Para concluir lo expuesto en el presente escrito, recapitulemos lo enunciado hasta aquí: un docente como intelectual crítico se sabe poseedor de un capital simbólico que emana de su labor como profesor, de sus saberes docentes; tiene conciencia de su tiempo histórico porque dialoga con él, con su presente (y, por ende, con su pasado); sus preocupaciones, sin eludirlo, desbordan el espacio áulico, lo que le permite situar su profesión, es decir, historizarla, dimensionarla, dignificarla; asimismo, ha podido construir o ganarse un lugar en la esfera de lo público, en la medida en que ha logrado habitar en ella al poner en circulación su capital simbólico, sus saberes docentes (aquí el trabajo con otros colegas es más que relevante); por último, aunque resulte obvio, es una persona informada, para quien el ejercicio tanto de la lectura (no sólo de textos académicos o propios de su profesión) como de la escritura son, indiscutiblemente, consubstanciales a su trabajo profesional. 
Referencias consultadas

Bermejo, J. (2009). La fragilidad de los sabios y el fin del pensamiento, Madrid: Akal.
Borja, J. y Castell, M. (2000). “Algunas reflexiones acerca de la globalización”, En Local y Global. La gestión de las ciudades en la era de la globalización, México: Taurus
Fernández, J.  (2013). Capital simbólico, dominación y legitimidad. Las raíces weberianas de la sociología de Pierre Bourdieu. Recuperado el 5/02/2018 en: http://www.usfx.bo/nueva/vicerrectorado/citas/SOCIALES_8/Sociologia/47.pdf 
Fierro,  C.,  Fortoul, B. y Rosas, L. (1999). Transformando la Práctica Docente. Una Propuesta Basada en la Investigación Acción. México: Paidós.

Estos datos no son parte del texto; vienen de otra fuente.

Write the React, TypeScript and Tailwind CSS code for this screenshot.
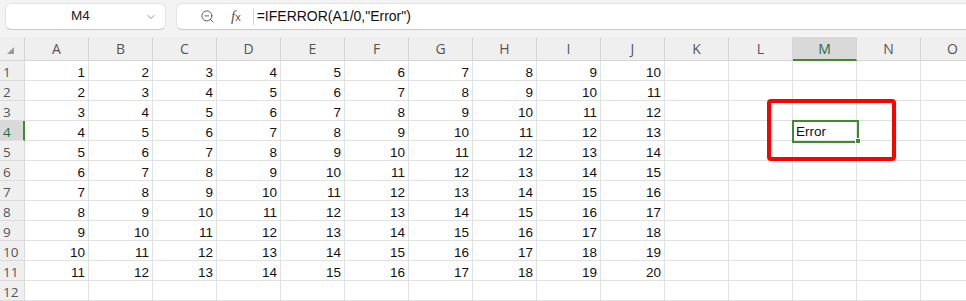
import React from "react";
import { ZoomOut, ChevronDown } from "lucide-react";

const COLS = ["A", "B", "C", "D", "E", "F", "G", "H", "I", "J", "K", "L", "M", "N", "O"];
const ROWS = Array.from({ length: 12 }, (_, i) => i + 1);

export default function App() {
  return (
    <div className="w-[966px] h-[301px] overflow-hidden bg-[#f3f3f3] relative" style={{ fontFamily: '"Liberation Sans", Arial, sans-serif' }}>
      {/* Top bar */}
      <div className="h-[30px] flex items-end pl-[5px] gap-[10px]">
        <div className="w-[161px] h-[27px] bg-white rounded-[6px] border border-[#e3e3e3] border-b-[#c9c9c9] flex items-center relative">
          <span className="flex-1 text-center text-[13.5px] text-[#222] pr-[10px]">M4</span>
          <ChevronDown className="absolute right-[8px] top-[7px] w-[12px] h-[12px] text-[#777]" strokeWidth={1.5} />
        </div>
        <div className="flex-1 h-[27px] bg-white rounded-l-[6px] border border-r-0 border-[#e3e3e3] border-b-[#c9c9c9] flex items-center">
          <ZoomOut className="ml-[23px] w-[15px] h-[15px] text-[#555]" strokeWidth={1.5} />
          <span className="ml-[16px] text-[15px] text-[#555] italic" style={{ fontFamily: '"Liberation Serif", serif' }}>
            f<span className="text-[11px] not-italic" style={{ fontFamily: '"Liberation Sans", sans-serif' }}>x</span>
          </span>
          <div className="ml-[12px] w-px h-[16px] bg-[#d0d0d0]" />
          <span className="ml-[3px] text-[14px] text-[#111]">=IFERROR(A1/0,"Error")</span>
        </div>
      </div>
      <div className="h-[7px]" />
      {/* Grid */}
      <div className="grid grid-cols-[25px_repeat(15,64px)]" style={{ fontFamily: '"Liberation Sans", Arial, sans-serif' }}>
        {/* header row */}
        <div className="h-[24px] bg-[#efefef] border-r border-b border-[#d6d6d6] flex items-center justify-center">
          <svg width="7" height="7" viewBox="0 0 7 7" className="mt-[4px] ml-[-4px]">
            <polygon points="7,0 7,7 0,7" fill="#9a9a9a" />
          </svg>
        </div>
        {COLS.map((c) => (
          <div
            key={c}
            className={
              c === "M"
                ? "h-[24px] bg-[#d9d9d9] border-r border-[#d6d6d6] border-b-2 border-b-[#3f8a2f] flex items-center justify-center text-[14px] text-[#1f6f3c]"
                : "h-[24px] bg-[#efefef] border-r border-b border-[#d6d6d6] flex items-center justify-center text-[14px] text-[#555]"
            }
            style={{ fontFamily: '"Open Sans", sans-serif' }}
          >
            {c}
          </div>
        ))}
        {ROWS.map((r) => (
          <React.Fragment key={r}>
            <div
              className={
                r === 4
                  ? "h-[20px] bg-[#d9d9d9] border-r-2 border-r-[#3f8a2f] border-b border-b-[#dedede] pl-[3px] text-[13.5px] leading-[22px] text-[#1f6f3c]"
                  : "h-[20px] bg-[#efefef] border-r border-b border-[#dadada] pl-[3px] text-[13.5px] leading-[22px] text-[#555]"
              }
              style={{ fontFamily: '"Open Sans", sans-serif' }}
            >
              {r}
            </div>
            {COLS.map((c, ci) => {
              const val = r <= 11 && ci < 10 ? String(r + ci) : "";
              const isSel = r === 4 && c === "M";
              return (
                <div
                  key={c}
                  className="h-[20px] bg-white border-r border-b border-[#e1e1e1] relative text-[13.5px] leading-[24px] text-[#111] text-right pr-[3px]"
                >
                  {val}
                  {isSel && (
                    <div className="absolute left-[-1px] top-[-1px] w-[67px] h-[23px] border-2 border-[#3f8a2f] text-left pl-[2px] leading-[20px] z-10">
                      Error
                      <div className="absolute right-[-4px] bottom-[-3px] w-[6px] h-[6px] bg-[#3f8a2f] border border-white" />
                    </div>
                  )}
                </div>
              );
            })}
          </React.Fragment>
        ))}
      </div>
      {/* Red highlight box */}
      <div className="absolute left-[767px] top-[99px] w-[129px] h-[62px] border-[4px] border-[#ff0000] rounded-[4px] z-20" />
    </div>
  );
}
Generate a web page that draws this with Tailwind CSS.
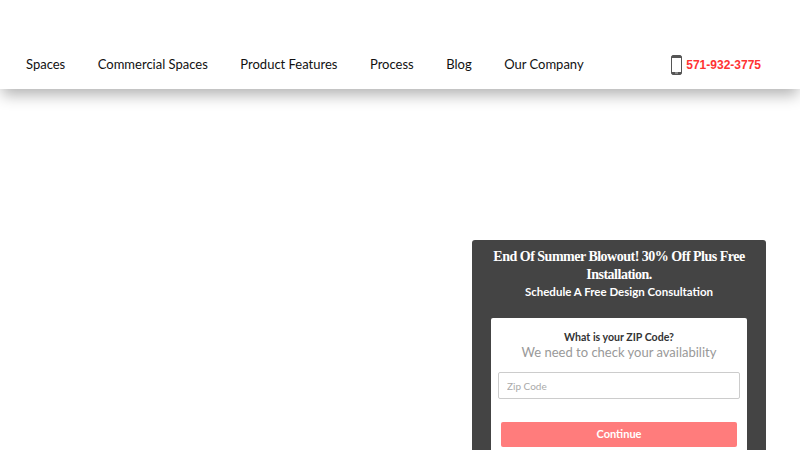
<!DOCTYPE html>
<html lang="en">
<head>
<meta charset="UTF-8" />
<title>Spaces</title>
<script src="https://cdn.jsdelivr.net/npm/@tailwindcss/browser@4"></script>
</head>
<body class="bg-white h-[450px] overflow-hidden font-['Lato',sans-serif]">
    <!-- Header -->
    <header class="h-[89px] bg-white shadow-[0_8px_14px_-2px_rgba(0,0,0,0.3)] flex items-end justify-between pl-[26px] pr-[39px] pb-[15px]">
        <nav class="flex gap-[32.5px] text-[13px] leading-5 text-[#111]">
            <a>Spaces</a>
            <a>Commercial Spaces</a>
            <a>Product Features</a>
            <a>Process</a>
            <a>Blog</a>
            <a>Our Company</a>
        </nav>
        <div class="flex items-center gap-[4px] -mb-[1px]">
            <svg width="11" height="20" viewBox="0 0 11 20">
                <rect x="0.5" y="0.5" width="10" height="19" rx="1.5" fill="#fff" stroke="#555" />
                <rect x="1" y="1" width="9" height="2" fill="#555" />
                <rect x="1" y="17" width="9" height="2" fill="#555" />
                <rect x="4" y="17.5" width="3" height="1" fill="#bbb" />
            </svg>
            <span class="font-['Liberation_Sans',sans-serif] font-bold text-[12px] text-[#ff3333]">571-932-3775</span>
        </div>
    </header>

    <!-- Lead form card -->
    <div class="flex justify-end pr-[34px] pt-[151px]">
        <div class="w-[294px] h-[230px] bg-[#444444] rounded-t-[3px] px-[19px] text-white text-center">
            <h2 class="font-['Liberation_Serif',serif] font-bold text-[14px] tracking-[-0.5px] leading-[18px] pt-[8px]">End Of Summer Blowout! 30% Off Plus Free Installation.</h2>
            <p class="text-[11.5px] font-bold leading-[16px] tracking-normal">Schedule A Free Design Consultation</p>
            <div class="mt-[18px] h-[140px] bg-white rounded-t-[2px] px-[7px] pt-[12px]">
                <p class="text-[10.6px] font-bold leading-[15px] text-[#333]">What is your ZIP Code?</p>
                <p class="text-[13px] leading-[15px] text-[#999]">We need to check your availability</p>
                <input type="text" placeholder="Zip Code" class="block w-full h-[27px] mt-[12px] border border-[#ccc] rounded-[2px] px-[8px] text-[10px] placeholder:text-[#aaa]" />
                <button class="block w-[236px] h-[25px] mx-auto mt-[23px] bg-[#ff7c7c] rounded-[2px] text-white text-[11px] font-bold">Continue</button>
            </div>
        </div>
    </div>
</body>
</html>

Foucault, M. (1984). "¿Qué es la ilustración?" en Revista Internacional de Filosofía Daimon, 1993, núm. 7, p.5-18, Universidad de Murcia.
Heidegger, M. (2015). Construir, habitar, pensar (Bauen, Wohnen, Denken), Barcelona: La oficina. (Edición bilingüe: Traducción española de Jesús Adrián Escudero y Arturo Leyte).
Kant, I. (2004). Filosofía de la historia. Qué es la ilustración, Argentina: Terramar.
Tardiff, M. (2009). Los saberes docentes y su desarrollo profesional, España: Narcea.
Sand, S. (2017). ¿El fin del intelectual francés? De Zola a Houellebecq, España: Akal.
Wallerstein I. (2013). Análisis de sistemas-mundo. Una introducción, México: Siglo XXI.